Restate the records that follow word for word; no pictures should appear.
- - -
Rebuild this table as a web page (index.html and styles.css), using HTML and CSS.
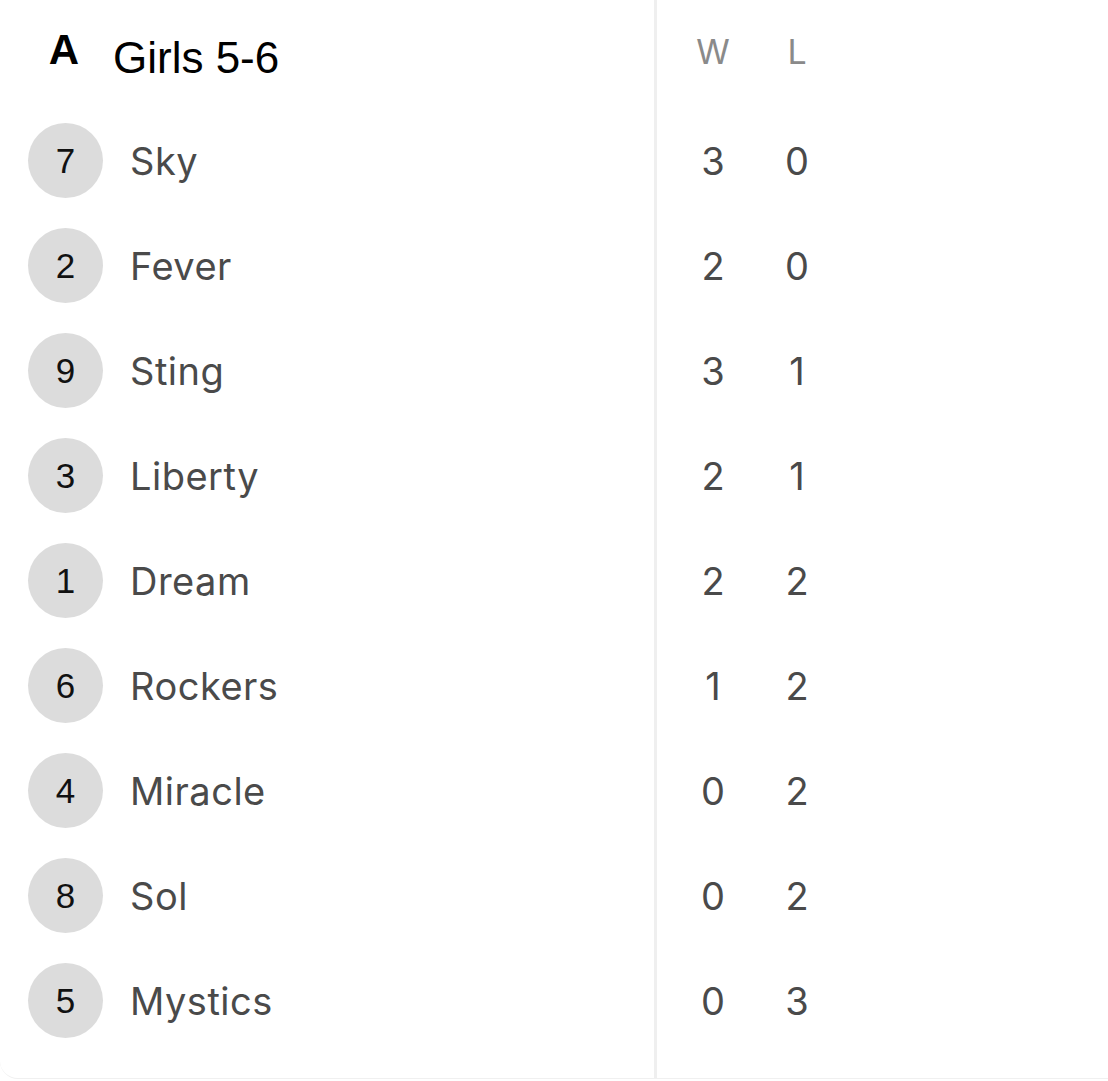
FILE: index.html
```html
<!DOCTYPE html>
<html>
<head>
<meta charset="utf-8">
<link rel="stylesheet" href="styles.css">
</head>
<body>
<div class="card">
  <div class="teams">
    <div class="head-left">
      <span class="letter">A</span>
      <span class="title">Girls 5-6</span>
    </div>
    <div class="row"><span class="seed">7</span><span class="name">Sky</span></div>
    <div class="row"><span class="seed">2</span><span class="name">Fever</span></div>
    <div class="row"><span class="seed">9</span><span class="name">Sting</span></div>
    <div class="row"><span class="seed">3</span><span class="name">Liberty</span></div>
    <div class="row"><span class="seed">1</span><span class="name">Dream</span></div>
    <div class="row"><span class="seed">6</span><span class="name">Rockers</span></div>
    <div class="row"><span class="seed">4</span><span class="name">Miracle</span></div>
    <div class="row"><span class="seed">8</span><span class="name">Sol</span></div>
    <div class="row"><span class="seed">5</span><span class="name">Mystics</span></div>
  </div>
  <div class="record">
    <div class="head-right"><span class="col">W</span><span class="col">L</span></div>
    <div class="row"><span class="col num">3</span><span class="col num">0</span></div>
    <div class="row"><span class="col num">2</span><span class="col num">0</span></div>
    <div class="row"><span class="col num">3</span><span class="col num">1</span></div>
    <div class="row"><span class="col num">2</span><span class="col num">1</span></div>
    <div class="row"><span class="col num">2</span><span class="col num">2</span></div>
    <div class="row"><span class="col num">1</span><span class="col num">2</span></div>
    <div class="row"><span class="col num">0</span><span class="col num">2</span></div>
    <div class="row"><span class="col num">0</span><span class="col num">2</span></div>
    <div class="row"><span class="col num">0</span><span class="col num">3</span></div>
  </div>
</div>
</body>
</html>
```

FILE: styles.css
```css
html, body {
  margin: 0;
  padding: 0;
  background: #ffffff;
}

body {
  font-family: "Inter", "Liberation Sans", sans-serif;
}

.card {
  display: flex;
  width: 1108px;
  height: 1079px;
  border-bottom: 1px solid #f0f0f0;
  border-bottom-left-radius: 18px;
  box-sizing: border-box;
}

.teams {
  width: 657px;
  border-right: 3px solid #efefef;
  box-sizing: border-box;
  padding-left: 28px;
}

.head-left {
  height: 108px;
  display: flex;
  align-items: center;
}

.letter {
  width: 72px;
  text-align: center;
  font-family: "Liberation Sans", sans-serif;
  font-weight: 700;
  font-size: 42px;
  color: #000;
  margin-top: -8px;
}

.title {
  margin-left: 13px;
  font-family: "Liberation Sans", sans-serif;
  font-size: 44px;
  color: #000;
  margin-top: 8px;
}

.row {
  height: 105px;
  display: flex;
  align-items: center;
}

.seed {
  width: 75px;
  height: 75px;
  border-radius: 50%;
  background: #dcdcdc;
  display: flex;
  align-items: center;
  justify-content: center;
  font-family: "Liberation Sans", sans-serif;
  font-size: 35px;
  color: #111;
  flex: none;
}

.name {
  margin-left: 27px;
  font-size: 38px;
  color: #4a4a4a;
  letter-spacing: 0.5px;
}

.record {
  padding-left: 14px;
}

.head-right {
  height: 108px;
  display: flex;
  align-items: center;
}

.head-right .col {
  font-size: 34px;
  color: #8a8a8a;
  margin-top: -6px;
}

.col {
  width: 84px;
  text-align: center;
}

.num {
  font-size: 38px;
  color: #4a4a4a;
}
```
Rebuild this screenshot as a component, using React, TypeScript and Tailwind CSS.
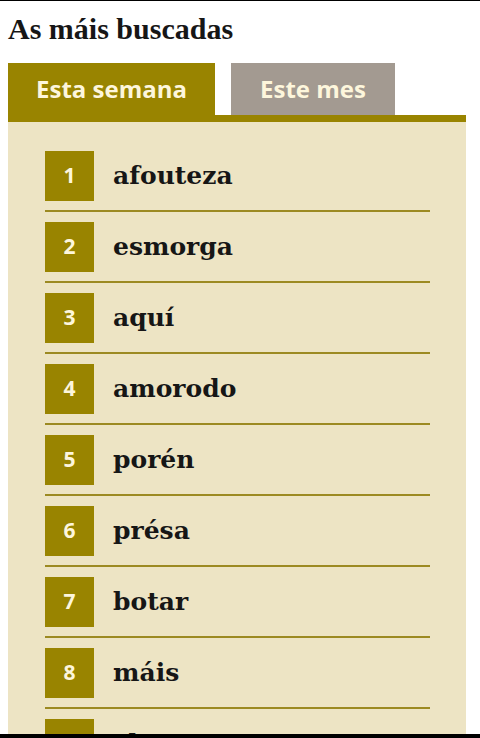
- - -
■ **EXPECTED ANSWER**:
Rebuild this table as a web page (index.html and styles.css), using HTML and CSS.
FILE: index.html
```html
<!DOCTYPE html>
<html>
<head>
<meta charset="utf-8">
<link rel="stylesheet" href="styles.css">
</head>
<body>
<div class="card">
  <div class="teams">
    <div class="head-left">
      <span class="letter">A</span>
      <span class="title">Girls 5-6</span>
    </div>
    <div class="row"><span class="seed">7</span><span class="name">Sky</span></div>
    <div class="row"><span class="seed">2</span><span class="name">Fever</span></div>
    <div class="row"><span class="seed">9</span><span class="name">Sting</span></div>
    <div class="row"><span class="seed">3</span><span class="name">Liberty</span></div>
    <div class="row"><span class="seed">1</span><span class="name">Dream</span></div>
    <div class="row"><span class="seed">6</span><span class="name">Rockers</span></div>
    <div class="row"><span class="seed">4</span><span class="name">Miracle</span></div>
    <div class="row"><span class="seed">8</span><span class="name">Sol</span></div>
    <div class="row"><span class="seed">5</span><span class="name">Mystics</span></div>
  </div>
  <div class="record">
    <div class="head-right"><span class="col">W</span><span class="col">L</span></div>
    <div class="row"><span class="col num">3</span><span class="col num">0</span></div>
    <div class="row"><span class="col num">2</span><span class="col num">0</span></div>
    <div class="row"><span class="col num">3</span><span class="col num">1</span></div>
    <div class="row"><span class="col num">2</span><span class="col num">1</span></div>
    <div class="row"><span class="col num">2</span><span class="col num">2</span></div>
    <div class="row"><span class="col num">1</span><span class="col num">2</span></div>
    <div class="row"><span class="col num">0</span><span class="col num">2</span></div>
    <div class="row"><span class="col num">0</span><span class="col num">2</span></div>
    <div class="row"><span class="col num">0</span><span class="col num">3</span></div>
  </div>
</div>
</body>
</html>
```

FILE: styles.css
```css
html, body {
  margin: 0;
  padding: 0;
  background: #ffffff;
}

body {
  font-family: "Inter", "Liberation Sans", sans-serif;
}

.card {
  display: flex;
  width: 1108px;
  height: 1079px;
  border-bottom: 1px solid #f0f0f0;
  border-bottom-left-radius: 18px;
  box-sizing: border-box;
}

.teams {
  width: 657px;
  border-right: 3px solid #efefef;
  box-sizing: border-box;
  padding-left: 28px;
}

.head-left {
  height: 108px;
  display: flex;
  align-items: center;
}

.letter {
  width: 72px;
  text-align: center;
  font-family: "Liberation Sans", sans-serif;
  font-weight: 700;
  font-size: 42px;
  color: #000;
  margin-top: -8px;
}

.title {
  margin-left: 13px;
  font-family: "Liberation Sans", sans-serif;
  font-size: 44px;
  color: #000;
  margin-top: 8px;
}

.row {
  height: 105px;
  display: flex;
  align-items: center;
}

.seed {
  width: 75px;
  height: 75px;
  border-radius: 50%;
  background: #dcdcdc;
  display: flex;
  align-items: center;
  justify-content: center;
  font-family: "Liberation Sans", sans-serif;
  font-size: 35px;
  color: #111;
  flex: none;
}

.name {
  margin-left: 27px;
  font-size: 38px;
  color: #4a4a4a;
  letter-spacing: 0.5px;
}

.record {
  padding-left: 14px;
}

.head-right {
  height: 108px;
  display: flex;
  align-items: center;
}

.head-right .col {
  font-size: 34px;
  color: #8a8a8a;
  margin-top: -6px;
}

.col {
  width: 84px;
  text-align: center;
}

.num {
  font-size: 38px;
  color: #4a4a4a;
}
```
Rebuild this screenshot as a component, using React, TypeScript and Tailwind CSS.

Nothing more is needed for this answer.